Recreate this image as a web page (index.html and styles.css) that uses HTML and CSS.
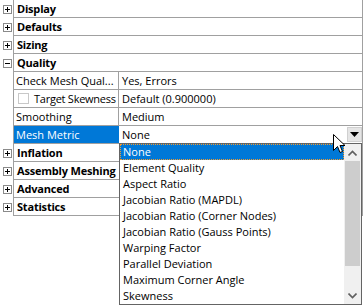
FILE: index.html
```html
<!DOCTYPE html>
<html>
<head>
<meta charset="utf-8">
<link rel="stylesheet" href="styles.css">
</head>
<body>
<div class="pg">
  <div class="row cat"><span class="gut"><span class="exp plus"></span></span><div class="body"><div class="catname">Display</div></div></div>
  <div class="row cat"><span class="gut"><span class="exp plus"></span></span><div class="body"><div class="catname">Defaults</div></div></div>
  <div class="row cat"><span class="gut"><span class="exp plus"></span></span><div class="body"><div class="catname">Sizing</div></div></div>
  <div class="row cat"><span class="gut"><span class="exp minus"></span></span><div class="body"><div class="catname">Quality</div></div></div>
  <div class="row"><span class="gut"></span><div class="body"><div class="name">Check Mesh Qual...</div><div class="val">Yes, Errors</div></div></div>
  <div class="row"><span class="gut"></span><div class="body"><div class="name"><span class="chk"></span><span class="tight">Target Skewness</span></div><div class="val">Default (0.900000)</div></div></div>
  <div class="row"><span class="gut"></span><div class="body"><div class="name">Smoothing</div><div class="val">Medium</div></div></div>
  <div class="row"><span class="gut"></span><div class="body"><div class="name sel">Mesh Metric</div><div class="val">None<span class="ddbtn"><svg width="9" height="5" viewBox="0 0 9 5"><path d="M0 0H9L4.5 5Z" fill="#000"/></svg></span></div></div></div>
  <div class="row cat"><span class="gut"><span class="exp plus"></span></span><div class="body"><div class="catname">Inflation</div></div></div>
  <div class="row cat"><span class="gut"><span class="exp plus"></span></span><div class="body"><div class="catname">Assembly Meshing</div></div></div>
  <div class="row cat"><span class="gut"><span class="exp plus"></span></span><div class="body"><div class="catname">Advanced</div></div></div>
  <div class="row cat"><span class="gut"><span class="exp plus"></span></span><div class="body"><div class="catname">Statistics</div></div></div>
</div>

<div class="dropdown">
  <ul class="items">
    <li class="on">None</li>
    <li>Element Quality</li>
    <li>Aspect Ratio</li>
    <li>Jacobian Ratio (MAPDL)</li>
    <li>Jacobian Ratio (Corner Nodes)</li>
    <li>Jacobian Ratio (Gauss Points)</li>
    <li>Warping Factor</li>
    <li>Parallel Deviation</li>
    <li>Maximum Corner Angle</li>
    <li>Skewness</li>
  </ul>
  <div class="sb">
    <div class="arrow"><svg width="9" height="6" viewBox="0 0 9 6"><path d="M0.5 5.5L4.5 1.5L8.5 5.5" fill="none" stroke="#606060" stroke-width="1.6"/></svg></div>
    <div class="track"><div class="thumb"></div></div>
    <div class="arrow"><svg width="9" height="6" viewBox="0 0 9 6"><path d="M0.5 0.5L4.5 4.5L8.5 0.5" fill="none" stroke="#606060" stroke-width="1.6"/></svg></div>
  </div>
</div>

<svg class="cursor" width="13" height="20" viewBox="0 0 13 20"><path d="M0.5 0.5V16.5L4.5 12.5L7 18.5L9.5 17.5L7 11.5H12Z" fill="#fff" stroke="#000" stroke-width="1" stroke-linejoin="miter"/></svg>
</body>
</html>
```

FILE: styles.css
```css
html, body {
  margin: 0;
  padding: 0;
  background: #fff;
}
body {
  font-family: "Open Sans", "Noto Sans", sans-serif;
  font-size: 11px;
  color: #000;
  width: 363px;
  height: 308px;
  overflow: hidden;
  position: relative;
}
.pg {
  width: 363px;
}
.row {
  display: flex;
  height: 18px;
}
.gut {
  width: 13px;
  flex: none;
  display: flex;
  align-items: center;
  justify-content: flex-start;
}
.exp {
  width: 9px;
  height: 9px;
  box-sizing: border-box;
  border: 1px solid #8a8a8a;
  margin-left: 3px;
  position: relative;
  background: #fff;
}
.exp::before {
  content: "";
  position: absolute;
  left: 1px;
  top: 3px;
  width: 5px;
  height: 1px;
  background: #000;
}
.plus::after {
  content: "";
  position: absolute;
  left: 3px;
  top: 1px;
  width: 1px;
  height: 5px;
  background: #000;
}
.body {
  flex: 1;
  display: flex;
  border-left: 1px solid #a0a0a0;
  border-right: 1px solid #a0a0a0;
  border-bottom: 1px solid #a0a0a0;
  height: 17px;
}
.catname {
  font-weight: 700;
  padding-left: 3px;
  line-height: 17px;
  white-space: nowrap;
  letter-spacing: -0.2px;
}
.name {
  width: 105px;
  flex: none;
  border-right: 1px solid #a0a0a0;
  padding-left: 2px;
  box-sizing: border-box;
  line-height: 17px;
  white-space: nowrap;
  overflow: hidden;
  display: flex;
  align-items: center;
}
.name.sel {
  background: #0078d7;
  color: #fff;
  border-right-color: #0078d7;
}
.chk {
  width: 11px;
  height: 11px;
  box-sizing: border-box;
  border: 1px solid #c8c8c8;
  margin: 0 5px 0 2px;
  flex: none;
}
.tight {
  letter-spacing: -0.25px;
}
.val {
  flex: 1;
  padding-left: 3px;
  line-height: 17px;
  white-space: nowrap;
  display: flex;
  align-items: center;
}
.ddbtn {
  margin-left: auto;
  margin-right: 0;
  width: 15px;
  height: 15px;
  background: #e5e5e5;
  border: 1px solid #d0d0d0;
  box-sizing: border-box;
  display: flex;
  align-items: center;
  justify-content: center;
}
.dropdown {
  position: absolute;
  left: 119px;
  top: 143px;
  width: 243px;
  height: 162px;
  box-sizing: border-box;
  border: 1px solid #646464;
  background: #fff;
  display: flex;
}
.items {
  list-style: none;
  margin: 0;
  padding: 0;
  flex: 1;
}
.items li {
  height: 16px;
  line-height: 16px;
  padding-left: 3px;
  white-space: nowrap;
  overflow: hidden;
  box-sizing: border-box;
}
.items li.on {
  background: #0078d7;
  color: #fff;
  border: 1px dotted #f39a2b;
  padding-left: 2px;
  line-height: 14px;
}
.sb {
  width: 17px;
  flex: none;
  background: #f0f0f0;
  display: flex;
  flex-direction: column;
}
.arrow {
  height: 17px;
  display: flex;
  align-items: center;
  justify-content: center;
}
.track {
  flex: 1;
  padding: 0 1px;
}
.thumb {
  height: 105px;
  background: #cdcdcd;
}
.cursor {
  position: absolute;
  left: 333px;
  top: 134px;
}
```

++++++

■ PROMPT ■
Copy each line in full and exactly, omitting any picture.

■ RESULT FOR THIS EXERCISE ■
Recreate this image as a web page (index.html and styles.css) that uses HTML and CSS.
FILE: index.html
```html
<!DOCTYPE html>
<html>
<head>
<meta charset="utf-8">
<link rel="stylesheet" href="styles.css">
</head>
<body>
<div class="pg">
  <div class="row cat"><span class="gut"><span class="exp plus"></span></span><div class="body"><div class="catname">Display</div></div></div>
  <div class="row cat"><span class="gut"><span class="exp plus"></span></span><div class="body"><div class="catname">Defaults</div></div></div>
  <div class="row cat"><span class="gut"><span class="exp plus"></span></span><div class="body"><div class="catname">Sizing</div></div></div>
  <div class="row cat"><span class="gut"><span class="exp minus"></span></span><div class="body"><div class="catname">Quality</div></div></div>
  <div class="row"><span class="gut"></span><div class="body"><div class="name">Check Mesh Qual...</div><div class="val">Yes, Errors</div></div></div>
  <div class="row"><span class="gut"></span><div class="body"><div class="name"><span class="chk"></span><span class="tight">Target Skewness</span></div><div class="val">Default (0.900000)</div></div></div>
  <div class="row"><span class="gut"></span><div class="body"><div class="name">Smoothing</div><div class="val">Medium</div></div></div>
  <div class="row"><span class="gut"></span><div class="body"><div class="name sel">Mesh Metric</div><div class="val">None<span class="ddbtn"><svg width="9" height="5" viewBox="0 0 9 5"><path d="M0 0H9L4.5 5Z" fill="#000"/></svg></span></div></div></div>
  <div class="row cat"><span class="gut"><span class="exp plus"></span></span><div class="body"><div class="catname">Inflation</div></div></div>
  <div class="row cat"><span class="gut"><span class="exp plus"></span></span><div class="body"><div class="catname">Assembly Meshing</div></div></div>
  <div class="row cat"><span class="gut"><span class="exp plus"></span></span><div class="body"><div class="catname">Advanced</div></div></div>
  <div class="row cat"><span class="gut"><span class="exp plus"></span></span><div class="body"><div class="catname">Statistics</div></div></div>
</div>

<div class="dropdown">
  <ul class="items">
    <li class="on">None</li>
    <li>Element Quality</li>
    <li>Aspect Ratio</li>
    <li>Jacobian Ratio (MAPDL)</li>
    <li>Jacobian Ratio (Corner Nodes)</li>
    <li>Jacobian Ratio (Gauss Points)</li>
    <li>Warping Factor</li>
    <li>Parallel Deviation</li>
    <li>Maximum Corner Angle</li>
    <li>Skewness</li>
  </ul>
  <div class="sb">
    <div class="arrow"><svg width="9" height="6" viewBox="0 0 9 6"><path d="M0.5 5.5L4.5 1.5L8.5 5.5" fill="none" stroke="#606060" stroke-width="1.6"/></svg></div>
    <div class="track"><div class="thumb"></div></div>
    <div class="arrow"><svg width="9" height="6" viewBox="0 0 9 6"><path d="M0.5 0.5L4.5 4.5L8.5 0.5" fill="none" stroke="#606060" stroke-width="1.6"/></svg></div>
  </div>
</div>

<svg class="cursor" width="13" height="20" viewBox="0 0 13 20"><path d="M0.5 0.5V16.5L4.5 12.5L7 18.5L9.5 17.5L7 11.5H12Z" fill="#fff" stroke="#000" stroke-width="1" stroke-linejoin="miter"/></svg>
</body>
</html>
```

FILE: styles.css
```css
html, body {
  margin: 0;
  padding: 0;
  background: #fff;
}
body {
  font-family: "Open Sans", "Noto Sans", sans-serif;
  font-size: 11px;
  color: #000;
  width: 363px;
  height: 308px;
  overflow: hidden;
  position: relative;
}
.pg {
  width: 363px;
}
.row {
  display: flex;
  height: 18px;
}
.gut {
  width: 13px;
  flex: none;
  display: flex;
  align-items: center;
  justify-content: flex-start;
}
.exp {
  width: 9px;
  height: 9px;
  box-sizing: border-box;
  border: 1px solid #8a8a8a;
  margin-left: 3px;
  position: relative;
  background: #fff;
}
.exp::before {
  content: "";
  position: absolute;
  left: 1px;
  top: 3px;
  width: 5px;
  height: 1px;
  background: #000;
}
.plus::after {
  content: "";
  position: absolute;
  left: 3px;
  top: 1px;
  width: 1px;
  height: 5px;
  background: #000;
}
.body {
  flex: 1;
  display: flex;
  border-left: 1px solid #a0a0a0;
  border-right: 1px solid #a0a0a0;
  border-bottom: 1px solid #a0a0a0;
  height: 17px;
}
.catname {
  font-weight: 700;
  padding-left: 3px;
  line-height: 17px;
  white-space: nowrap;
  letter-spacing: -0.2px;
}
.name {
  width: 105px;
  flex: none;
  border-right: 1px solid #a0a0a0;
  padding-left: 2px;
  box-sizing: border-box;
  line-height: 17px;
  white-space: nowrap;
  overflow: hidden;
  display: flex;
  align-items: center;
}
.name.sel {
  background: #0078d7;
  color: #fff;
  border-right-color: #0078d7;
}
.chk {
  width: 11px;
  height: 11px;
  box-sizing: border-box;
  border: 1px solid #c8c8c8;
  margin: 0 5px 0 2px;
  flex: none;
}
.tight {
  letter-spacing: -0.25px;
}
.val {
  flex: 1;
  padding-left: 3px;
  line-height: 17px;
  white-space: nowrap;
  display: flex;
  align-items: center;
}
.ddbtn {
  margin-left: auto;
  margin-right: 0;
  width: 15px;
  height: 15px;
  background: #e5e5e5;
  border: 1px solid #d0d0d0;
  box-sizing: border-box;
  display: flex;
  align-items: center;
  justify-content: center;
}
.dropdown {
  position: absolute;
  left: 119px;
  top: 143px;
  width: 243px;
  height: 162px;
  box-sizing: border-box;
  border: 1px solid #646464;
  background: #fff;
  display: flex;
}
.items {
  list-style: none;
  margin: 0;
  padding: 0;
  flex: 1;
}
.items li {
  height: 16px;
  line-height: 16px;
  padding-left: 3px;
  white-space: nowrap;
  overflow: hidden;
  box-sizing: border-box;
}
.items li.on {
  background: #0078d7;
  color: #fff;
  border: 1px dotted #f39a2b;
  padding-left: 2px;
  line-height: 14px;
}
.sb {
  width: 17px;
  flex: none;
  background: #f0f0f0;
  display: flex;
  flex-direction: column;
}
.arrow {
  height: 17px;
  display: flex;
  align-items: center;
  justify-content: center;
}
.track {
  flex: 1;
  padding: 0 1px;
}
.thumb {
  height: 105px;
  background: #cdcdcd;
}
.cursor {
  position: absolute;
  left: 333px;
  top: 134px;
}
```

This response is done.